● **TASK INSTRUCTIONS**
From the listing below, tally the lines that include "this". Return only the total.

Entries with page source code

----------

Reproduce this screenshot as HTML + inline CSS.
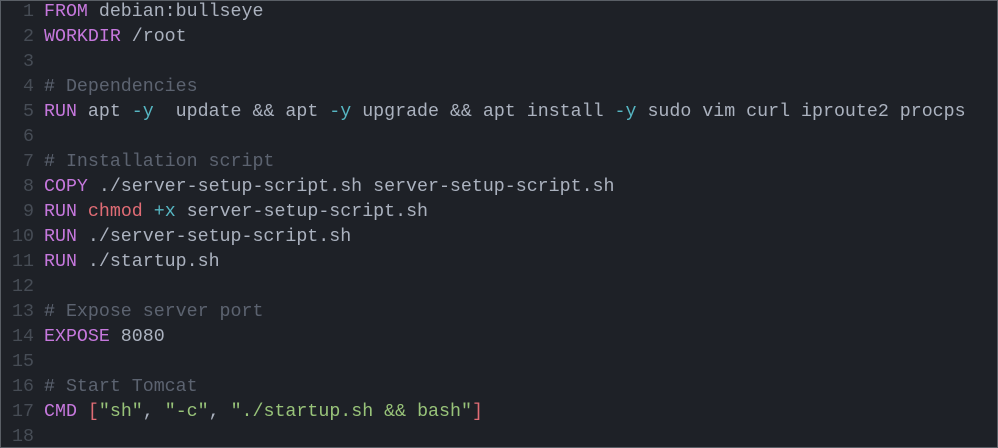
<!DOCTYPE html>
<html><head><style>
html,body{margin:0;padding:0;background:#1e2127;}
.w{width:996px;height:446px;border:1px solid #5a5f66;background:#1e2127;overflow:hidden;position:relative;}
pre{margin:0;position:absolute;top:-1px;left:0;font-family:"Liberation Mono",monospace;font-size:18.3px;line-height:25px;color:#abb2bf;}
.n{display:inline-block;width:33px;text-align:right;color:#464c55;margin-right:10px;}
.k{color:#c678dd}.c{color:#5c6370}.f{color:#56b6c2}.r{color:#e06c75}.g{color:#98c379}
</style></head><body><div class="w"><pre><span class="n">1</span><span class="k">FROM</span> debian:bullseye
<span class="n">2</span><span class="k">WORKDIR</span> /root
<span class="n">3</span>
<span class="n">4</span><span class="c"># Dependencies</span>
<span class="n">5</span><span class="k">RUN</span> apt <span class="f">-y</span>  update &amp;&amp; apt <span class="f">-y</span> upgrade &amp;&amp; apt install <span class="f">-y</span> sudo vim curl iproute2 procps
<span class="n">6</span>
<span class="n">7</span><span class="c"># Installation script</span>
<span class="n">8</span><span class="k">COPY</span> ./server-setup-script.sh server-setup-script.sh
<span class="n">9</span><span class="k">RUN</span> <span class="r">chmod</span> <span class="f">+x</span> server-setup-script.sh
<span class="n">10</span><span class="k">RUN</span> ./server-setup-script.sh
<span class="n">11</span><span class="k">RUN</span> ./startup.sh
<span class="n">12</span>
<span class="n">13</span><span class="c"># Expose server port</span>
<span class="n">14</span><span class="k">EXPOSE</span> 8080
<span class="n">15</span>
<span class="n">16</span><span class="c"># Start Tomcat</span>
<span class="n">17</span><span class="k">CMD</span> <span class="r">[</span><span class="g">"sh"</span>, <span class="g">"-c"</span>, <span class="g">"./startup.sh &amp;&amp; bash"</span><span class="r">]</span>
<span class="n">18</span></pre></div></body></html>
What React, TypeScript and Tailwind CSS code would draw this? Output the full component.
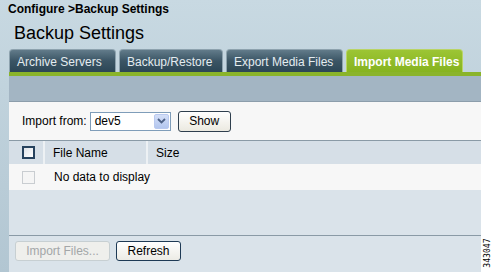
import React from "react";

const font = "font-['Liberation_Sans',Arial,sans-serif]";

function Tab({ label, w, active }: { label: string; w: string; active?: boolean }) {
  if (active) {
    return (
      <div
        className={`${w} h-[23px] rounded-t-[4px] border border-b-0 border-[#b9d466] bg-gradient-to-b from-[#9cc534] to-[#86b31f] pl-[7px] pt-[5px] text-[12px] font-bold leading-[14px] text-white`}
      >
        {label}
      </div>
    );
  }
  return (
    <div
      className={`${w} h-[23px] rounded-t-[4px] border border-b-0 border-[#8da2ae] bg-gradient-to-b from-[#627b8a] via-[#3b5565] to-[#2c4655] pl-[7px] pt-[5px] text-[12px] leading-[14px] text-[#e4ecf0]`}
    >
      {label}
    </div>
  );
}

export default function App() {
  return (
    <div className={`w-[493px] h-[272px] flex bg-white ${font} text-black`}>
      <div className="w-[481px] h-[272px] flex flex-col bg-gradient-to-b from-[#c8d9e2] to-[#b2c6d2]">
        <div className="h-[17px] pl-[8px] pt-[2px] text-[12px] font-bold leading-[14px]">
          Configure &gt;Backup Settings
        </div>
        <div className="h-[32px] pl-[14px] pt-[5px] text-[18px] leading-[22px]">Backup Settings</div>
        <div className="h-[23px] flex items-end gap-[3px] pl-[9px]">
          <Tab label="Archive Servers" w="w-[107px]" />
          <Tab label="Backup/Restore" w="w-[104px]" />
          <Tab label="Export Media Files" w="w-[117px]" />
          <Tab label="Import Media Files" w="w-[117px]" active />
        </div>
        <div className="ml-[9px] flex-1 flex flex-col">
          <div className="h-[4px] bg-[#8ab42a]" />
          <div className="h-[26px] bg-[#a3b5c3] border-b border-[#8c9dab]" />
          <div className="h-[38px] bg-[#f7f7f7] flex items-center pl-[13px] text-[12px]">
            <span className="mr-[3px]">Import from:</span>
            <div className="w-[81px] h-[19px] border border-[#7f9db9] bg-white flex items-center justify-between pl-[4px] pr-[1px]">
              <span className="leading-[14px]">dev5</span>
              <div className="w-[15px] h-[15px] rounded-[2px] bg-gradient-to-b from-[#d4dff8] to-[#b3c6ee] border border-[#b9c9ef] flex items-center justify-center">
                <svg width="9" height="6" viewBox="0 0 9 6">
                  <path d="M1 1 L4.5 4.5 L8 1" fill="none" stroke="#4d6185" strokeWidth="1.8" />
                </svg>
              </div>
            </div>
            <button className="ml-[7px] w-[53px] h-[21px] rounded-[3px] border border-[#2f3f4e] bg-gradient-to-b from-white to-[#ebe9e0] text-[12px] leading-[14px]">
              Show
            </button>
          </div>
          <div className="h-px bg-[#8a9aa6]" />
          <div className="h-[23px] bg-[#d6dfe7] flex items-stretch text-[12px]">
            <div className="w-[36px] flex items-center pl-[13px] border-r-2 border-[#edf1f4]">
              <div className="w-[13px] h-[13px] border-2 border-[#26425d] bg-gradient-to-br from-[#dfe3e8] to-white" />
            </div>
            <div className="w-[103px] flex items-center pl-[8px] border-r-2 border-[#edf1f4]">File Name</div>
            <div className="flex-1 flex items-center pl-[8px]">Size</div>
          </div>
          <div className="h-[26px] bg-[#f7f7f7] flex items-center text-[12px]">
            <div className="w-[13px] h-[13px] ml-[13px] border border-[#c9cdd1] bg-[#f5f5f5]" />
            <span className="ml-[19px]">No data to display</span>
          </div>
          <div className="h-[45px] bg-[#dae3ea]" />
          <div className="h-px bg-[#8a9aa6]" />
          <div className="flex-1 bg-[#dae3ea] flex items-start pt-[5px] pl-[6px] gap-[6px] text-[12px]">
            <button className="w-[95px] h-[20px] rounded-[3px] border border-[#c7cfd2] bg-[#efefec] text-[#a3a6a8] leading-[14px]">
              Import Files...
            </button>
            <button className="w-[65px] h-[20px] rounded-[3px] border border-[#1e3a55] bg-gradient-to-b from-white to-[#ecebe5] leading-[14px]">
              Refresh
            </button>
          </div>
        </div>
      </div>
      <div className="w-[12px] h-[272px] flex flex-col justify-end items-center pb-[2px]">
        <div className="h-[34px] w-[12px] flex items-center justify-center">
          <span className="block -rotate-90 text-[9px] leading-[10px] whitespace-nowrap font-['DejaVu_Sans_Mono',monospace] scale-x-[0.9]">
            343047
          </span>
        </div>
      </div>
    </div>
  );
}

----------

● **RIGHT ANSWER**
2